Thomas Schelling, via Erik Voeten:
In 1982 I published an article that began, “Sometime in the 1980’s an organization that is not a national government may acquire a few nuclear weapons. If not in the 1980’s, then in the 1990’s.”
I hedged about the 80’s but sounded pretty firm about the 90’s. It’s now the 2010’s, twenty-nine years later, and there has been no nuclear terrorism nor any acquisition of such weapons by any terrorist organization that we know of; and I think we’d know by now. I don’t know of anyone—and I knew many colleagues knowledgeable on the subject—who thought my expectations outlandish. Something needs to be explained!
Schelling then goes through what amounts to the Mueller treatment, detailing all of the steps that would have to take place for terrorists to acquire fissile material and develop a nuclear weapon, which goes some distance to explaining why terrorists have not yet done so.
However, I think that the epistemology of the claim is more interesting than the claim itself. What Schelling doesn’t explain is why none of the knowledgeable people in 1982 could have come up with the same set of difficulties that we can understand with relative clarity today. The claim seems plausible on its face; if I were a nuclear weapons expert in 1982, I can’t imagine that it would have surprised me, whatever quibbling there might have been with the timing. There’s a certain similarity with claims about the imminence of the nuclear weapons development of Iraq/Iran/Burma et al, but without the same degree of institutional interest that we find in, say, the Israeli intelligence services. As the timing for an Iranian nuclear test keeps getting pushed back, we begin to reexamine our assumptions about the interest that Iran has in nukes and its capability to produce them, questions that should have occurred to us at the beginning but didn’t. In the latter case the timeline has been developed in a deliberately misleading way in order to suggest a much greater threat than actually exists; I don’t really see that in the case of Schelling’s terrorism claim, however.

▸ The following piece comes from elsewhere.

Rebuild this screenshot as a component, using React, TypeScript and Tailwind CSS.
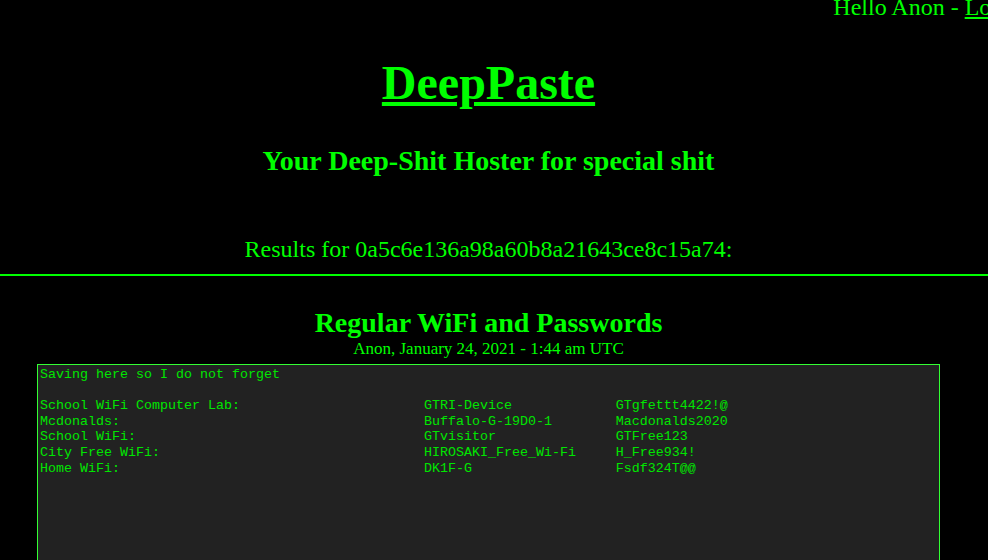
const rows: [string, string, string][] = [
  ["School WiFi Computer Lab:", "GTRI-Device", "GTgfettt4422!@"],
  ["Mcdonalds:", "Buffalo-G-19D0-1", "Macdonalds2020"],
  ["School WiFi:", "GTvisitor", "GTFree123"],
  ["City Free WiFi:", "HIROSAKI_Free_Wi-Fi", "H_Free934!"],
  ["Home WiFi:", "DK1F-G", "Fsdf324T@@"],
];

const pasteText =
  "Saving here so I do not forget\n\n" +
  rows.map(([a, b, c]) => a.padEnd(48) + b.padEnd(24) + c).join("\n");

export default function App() {
  return (
    <div className="h-[560px] w-[988px] overflow-hidden bg-black text-[#00ff00] font-['Liberation_Serif',serif]">
      <div className="flex justify-end whitespace-nowrap text-[24px] leading-[14px] h-[14px]">
        <span className="mr-[-46px]">
          Hello Anon - <a href="#" className="underline">Logout</a>
        </span>
      </div>

      <div className="pr-[11px] text-center">
        <h1 className="mt-[41px] text-[48px] leading-[56px] font-bold">
          <a href="#" className="underline">DeepPaste</a>
        </h1>

        <h2 className="mt-[34px] text-[28px] leading-[32px] font-bold">
          Your Deep-Shit Hoster for special shit
        </h2>

        <p className="mt-[58px] text-[24px] leading-[28px]">
          Results for 0a5c6e136a98a60b8a21643ce8c15a74:
        </p>
      </div>

      <div className="mt-[11px] h-[2px] bg-[#00ff00]" />

      <div className="pr-[11px] text-center">
        <h3 className="mt-[31px] text-[28px] leading-[32px] font-bold">
          Regular WiFi and Passwords
        </h3>
        <div className="text-[17px] leading-[20px]">
          Anon, January 24, 2021 - 1:44 am UTC
        </div>
      </div>

      <div className="mt-[5px] ml-[37px] w-[903px] h-[400px] border border-[#33ff33] bg-[#222222] px-[2px] pt-[2px] whitespace-pre font-['Liberation_Mono',monospace] text-[13.33px] leading-[15.6px] text-[#00e600]">
        {pasteText}
      </div>
    </div>
  );
}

It would be nice to think that there was some kind of “democratization of expertise” phenomenon happening, in which a closed group of “experts” had been replaced with a much broader social network community, but I’m not sure that’s the case, either. Again, the single best account of why terrorists haven’t acquired nuclear weapons comes from John Mueller, who by most accounts was, in fact, alive and conscious in 1982.